22. Side-Braided Fishtail Ponytail With Face-Framing Bangs

What makes this one different is the path into the ponytail. A side braid feeding into the fishtail gives the front a directional feel, and face-framing bangs keep the shape soft around the cheeks.

Why It Reads Less Plain

The side braid acts like a lead-in. It guides the eye toward the ponytail instead of dropping everything straight back from the hairline. That matters if your haircut has layers, because the braid can gather the shorter pieces instead of leaving them to float around the face.

Face-framing bangs or long front layers work best when they’re left loose and slightly curved. Keep them away from the braid base so they don’t get swallowed into the structure. A soft bend through the ends is enough.

This style has a little more visual motion than a standard fishtail ponytail. Nothing wild.

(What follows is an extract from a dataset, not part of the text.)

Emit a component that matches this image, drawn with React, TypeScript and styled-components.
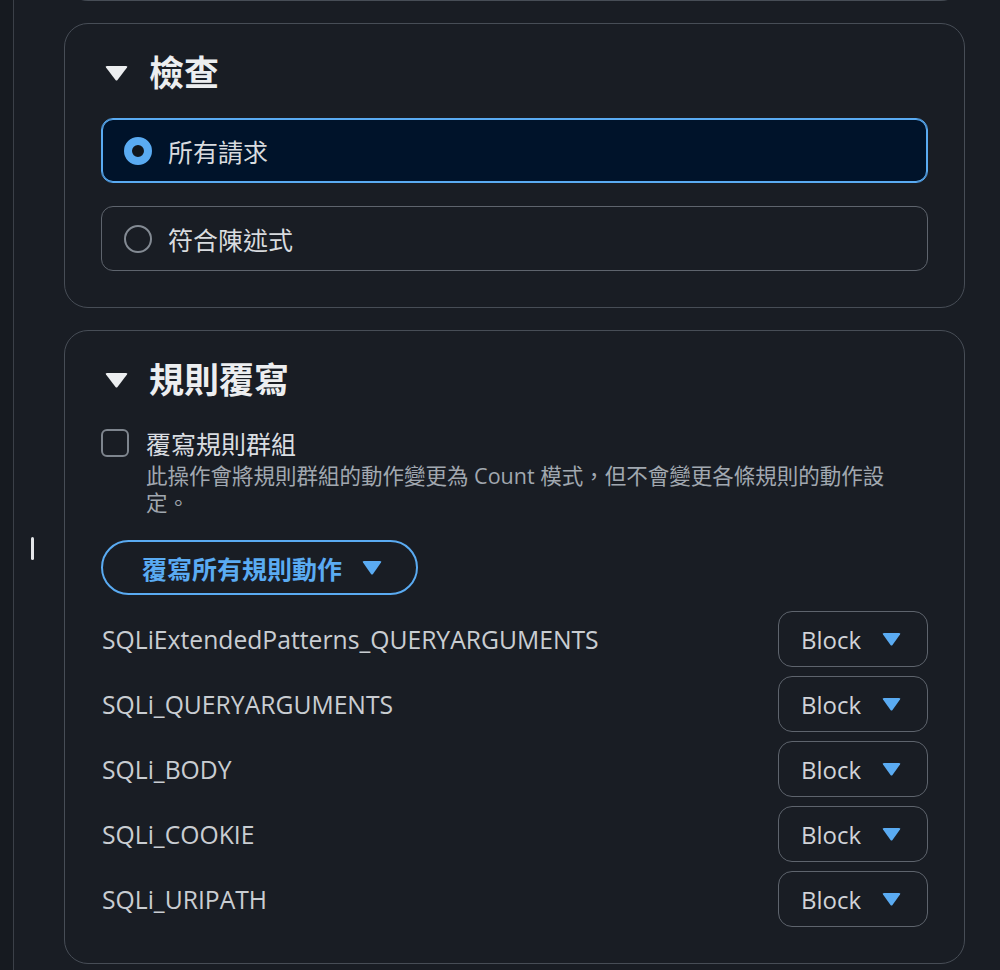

Just enough asymmetry to keep it interesting.

23. Minimal Low Fishtail Ponytail With a Clean Middle Part and Bangs

Some days call for less. A minimal low fishtail ponytail with bangs is the version that strips away extra motion and leaves you with a clean shape, a neat center part, and a braid that does not need any help.

The center part should be sharp, then the hair should be smoothed back at the sides without pulling the scalp tight. Bangs can sit straight, curtain-style, or just a little piecey, as long as they stay intentional. Keep the ponytail low and the braid narrow so the shape feels sleek rather than busy.

This is one of the easiest looks to live in. It works with earrings, glasses, a strong lip, a plain shirt, or none of the above. The braid gives enough texture to stop the style from looking plain, and the bangs keep the face from disappearing into the pull-back.

A clean ponytail can feel like nothing special. Add the fishtail texture and the right fringe, and suddenly it has presence.